In this paper, we apply the information theory to provide an approximate expression of the steady-state probability distribution for blockchain systems. We achieve this goal by maximizing an entropy function subject to specific constraints. These constraints are based on some prior information, including the average numbers of transactions in the block and the transaction pool, respectively. Furthermore, we use some numerical experiments to analyze how the key factors in this approximate expression depend on the crucial parameters of the blockchain system.
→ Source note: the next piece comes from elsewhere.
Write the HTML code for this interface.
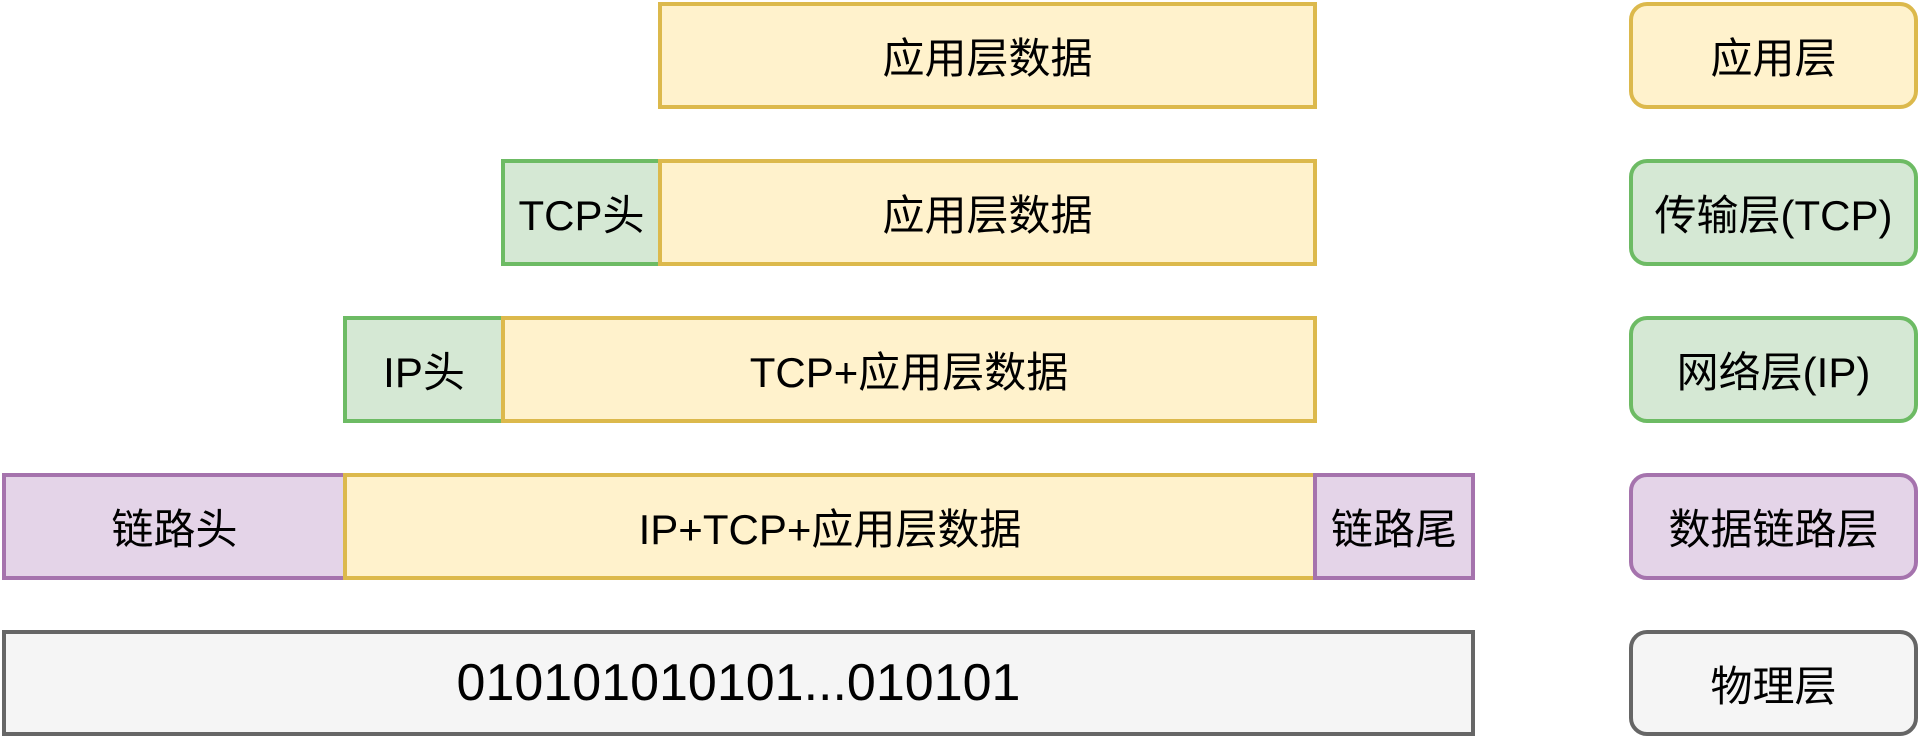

As a result, this approximate expression has important theoretical significance in promoting practical applications of blockchain technology. At the same time, not only do the method and results given in this paper provide a new line in the study of blockchain queueing systems, but they also provide the theoretical basis and technical support for how to apply the information theory to the investigation of blockchain queueing networks and stochastic models more broadly.

翻译：本文应用信息论，为区块链系统稳态概率分布提供了近似表达式。我们通过最大化在特定约束条件下的熵函数来实现这一目标，这些约束基于一些先验信息，分别包括区块内和交易池中的平均交易数量。此外，我们通过数值实验分析了该近似表达式中的关键因素如何依赖于区块链系统的关键参数。因此，该近似表达式在推动区块链技术实际应用方面具有重要的理论意义。同时，本文给出的方法和结果不仅为区块链排队系统的研究提供了新思路，还为如何将信息论更广泛地应用于区块链排队网络及随机模型的研究提供了理论基础和技术支持。